On May 22, 2009, two same-sex couples filed suit in the U.S. District Court for the Northern District of California, challenging California’s Proposition 8, which amended the California Constitution to prohibit marriage by same-sex couples. California’s Governor and Attorney General agreed with the plaintiffs that Proposition 8 was unconstitutional. Judge Vaughn Walker permitted Proposition 8’s supporters to intervene as defendants, and also permitted the City and County of San Francisco to intervene as a plaintiff to represent their unique governmental interest in marriage equality. NCLR, the ACLU, and Lambda Legal filed an amicus (friend of the court) brief with the District Court, supporting the argument that Proposition 8 violates the federal Constitution.
After a three-week trial that took place in January, 2010, Judge Vaughn Walker ruled on August 4, 2010, that Proposition 8 violates the United States Constitution’s guarantees of due process and equal protection of the laws. He also denied Imperial County’s attempt to intervene in the case.
Proposition 8’s supporters appealed the case to the United States Court of Appeals for the Ninth Circuit. The Ninth Circuit agreed to put on hold the implementation of Judge Walker’s ruling pending its consideration of the appeal. The Ninth Circuit also asked the parties to address in their briefs and at oral argument whether the Proposition 8 supporters have “standing” that is, whether they have the legal right to appeal the case. NCLR, the ACLU, Lambda Legal, and Gay and Lesbian Advocates and Defenders (GLAD) filed another amicus brief with the Ninth Circuit, arguing that it should uphold Judge Walker’s decision.
The Ninth Circuit heard oral argument in the case on December 6, 2010. On January 4, 2011, the Ninth Circuit affirmed the denial of Imperial County’s attempt to intervene, and asked the California Supreme Court to clarify whether California law gives ballot initiative sponsors the power to override the litigation decisions of the Attorney General and the Governor.
Proposition 8’s supporters petitioned the U.S. Supreme Court to hear the case.

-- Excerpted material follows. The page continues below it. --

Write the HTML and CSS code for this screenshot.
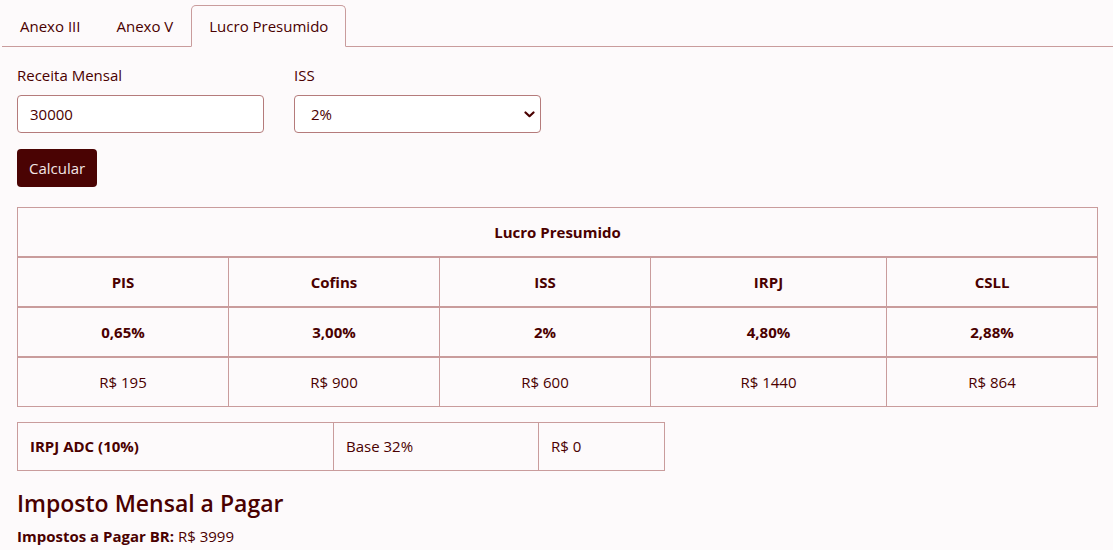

On December 7, 2012, the Court granted certiorari, agreeing to hear arguments about the case, including whether the supporters of Proposition 8 had standing to appeal. On June 26, 2013, the U.S. Supreme Court held that the supporters of Proposition 8 lacked standing to appeal the district court’s ruling, and remanded the case to the Ninth Circuit with instructions to dismiss the appeal. This meant that Judge Walker’s decision, that Proposition 8 was unconstitutional and must be struck down, was allowed to stand, and same-sex couples were again able to marry in California.